Expanding the research to include the wins leader from all 30 teams, we found that of the 31 goalies (Christobal Huet and Antti Niemi of the Blackhawks tied), just five (17 percent) were taken in the first round.

That number has to make you appreciate even more the job Fleury has done, especially when you consider the high failure rate of goaltenders in Round 1.

“History will show that when you draft goaltenders in the top-20, you never know how they are going to work out,” Shero said. “Sometimes you’ll have better luck in the third-through-fifth rounds developing goaltenders. It takes them a while.”

Nobody knows this more so than Shero, who was with the Ottawa Senators in 1998 when they chose goaltender Mathieu Chouinard with the 15th-overall selection. At the time, the Ottawa brass was split between taking Chouinard and a skilled forward.

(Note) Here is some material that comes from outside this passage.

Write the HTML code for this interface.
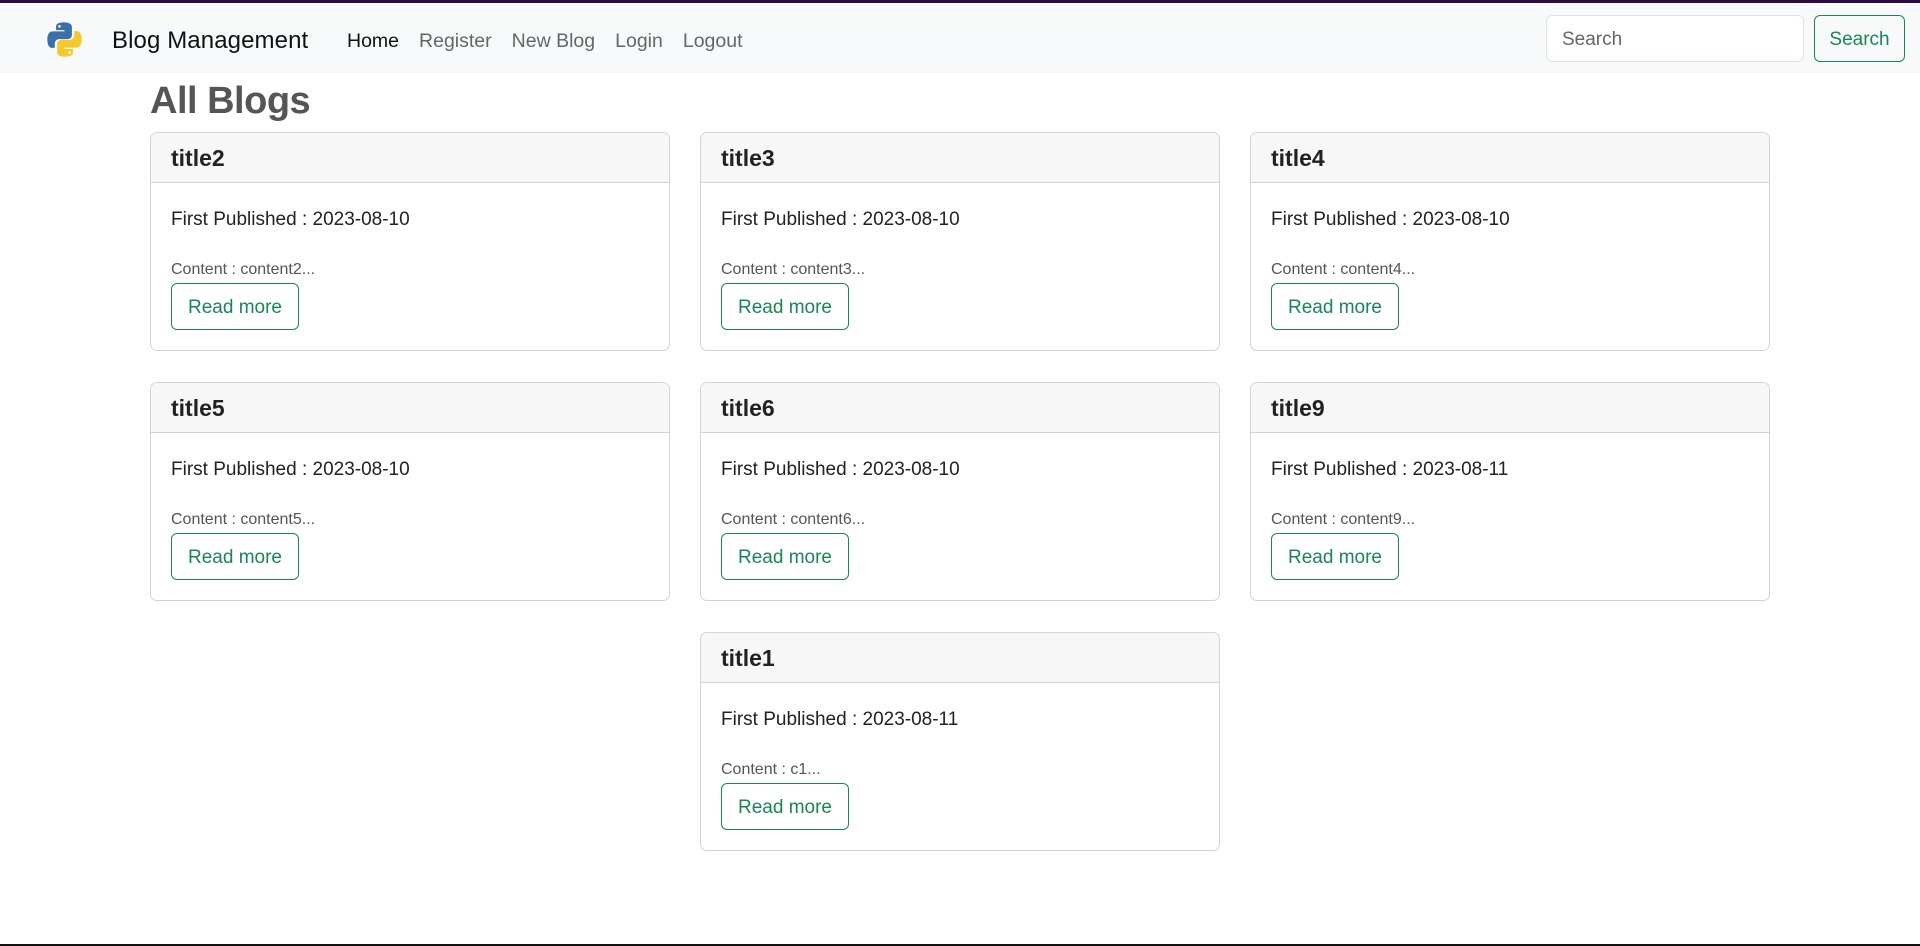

Chouinard ended up playing just one NHL game for the Los Angeles Kings while the forward went on to become a 40-goal scorer in the NHL.

“That is where you can run into problems when you try to draft for needs,” Shero said. “We needed a goaltender in the organization.”

Instead the Senators would have been better served to wait until later in the draft. Such a strategy helped many of teams this year, as 18 of the 31 (58 percent) wins leaders were taken in Round 5 or later.

No, all these numbers don’t mean that if the Penguins pick a forward at No. 20 on Friday he will automatically score 40 goals, and if they pick a couple defensemen in the latter rounds they will have the second comings of guys like Boyle and Rafalski, but these trends should help fans as they analyze the potential roles draft picks may play down the road.